Monday, Apr. 18, 2005
A Letter from the Publisher
By John A. Meyer
In the 1920s and 1930s, TlMEstyle was a clever, sometimes irreverent blend of double-barreled adjectives (bald-domed, haystack-haired), word combinations (Nobelman, cinemaddict), neologisms (tycoon, socialite) and inverted sentences. Although that approach changed long ago, style, in a different sense of the word, remains vital to the magazine. Maintaining TIME's linguistic standards and revising them when necessary are the responsibility of the Copy Desk. Says Copy Chief Susan Blair: "Our main concern is to make the magazine as easy as possible to read. We don't want to throw the reader any curves."
Blair and her deputies, Judy Paul, Shirley Barden Zimmerman and Eleanor Edgar, along with 19 copyreaders, check every article for grammar, syntax and usage. Some common errors: confusing who and whom, which and that, and homonyms like horde/hoard; mismatched subjects and verbs, as in "One out of five deaths were . . ." (the subject is one); and dangling modifiers like "Winner of the Nobel Prize, her neighbors did not know . . ." (the neighbors did not win).
TIME generally avoids slang and jargon and feels gutter language is best left there. Among discouraged words are cop and kid. Also scowled upon are cliches--nothing should become a household name--and the likes of "tantamount to" and "may well," "arguably" and "recently." (One of the managing editor's most sweeping suggestions, arguably, was: "Approach with caution any word that ends with ly.") For consistency, numbers below 13 are always spelled out, and contractions are avoided, except in quotations. Particularly troublesome are transliterations from such languages as Chinese, Russian and Arabic. In TIME, Libya's leader is Gaddafi, not Gadaffi, Khaddafi or Khadafy.
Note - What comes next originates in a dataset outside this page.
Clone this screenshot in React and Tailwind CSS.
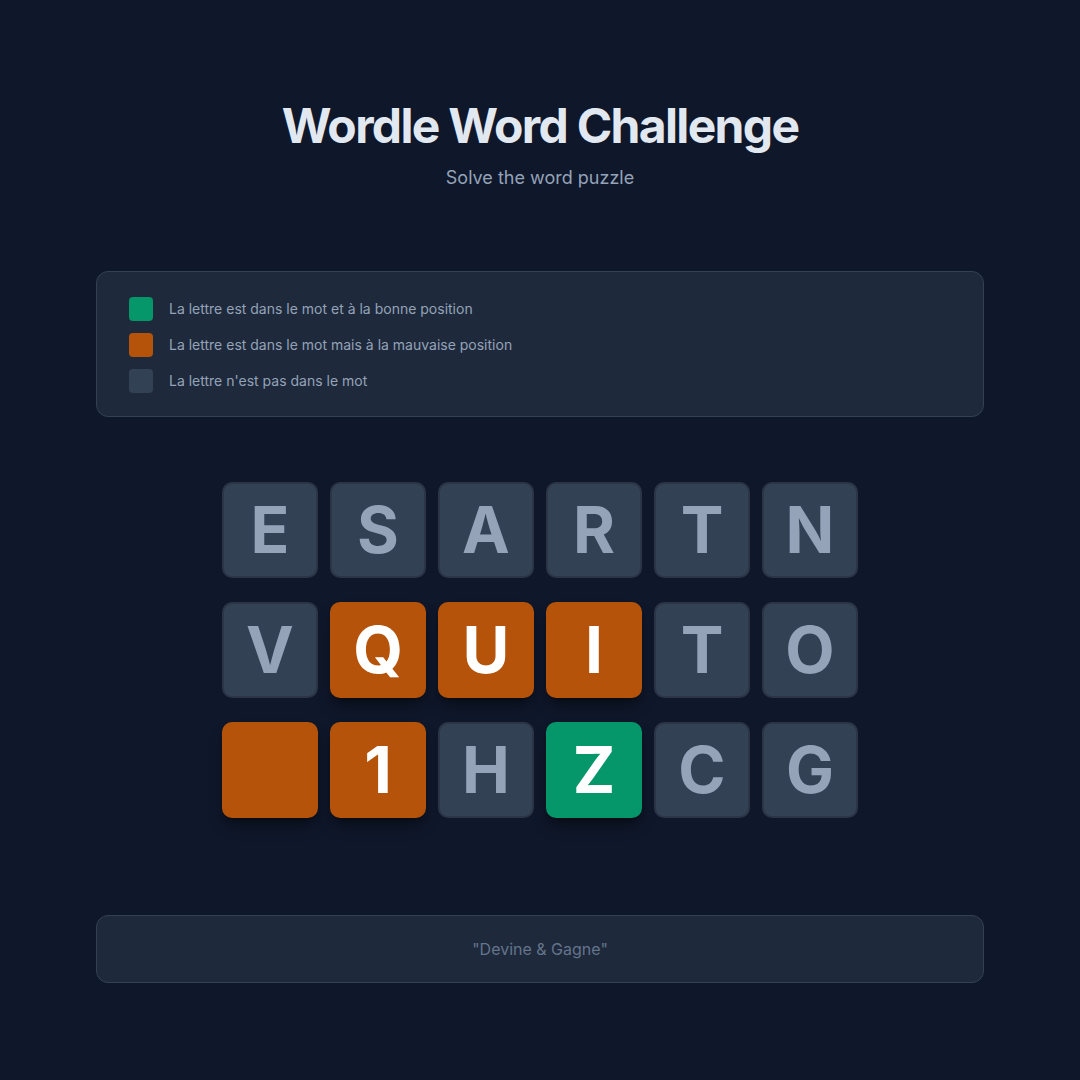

The guidelines are contained in a 182-page style manual and an 83-page list of proper names plus phrases or words that TIME may spell in ways that differ from standard dictionaries (racquet, kidnaped). The manual and word list are constantly evolving. Foreign words, for example, are italicized (contras, Ostpolitik) until they have entered the language (detente and nouvelle cuisine)
The Copy Desk also assesses the evolution of usage in the U.S. A current priority is to eliminate language that is considered sexist. All but gone are such implicitly pejorative nouns as poetess, murderess, coed and comedienne. Sighs Blair: "I have tried to eliminate waitress and actress too, but we have not come that far yet." Well, each thing in its own time.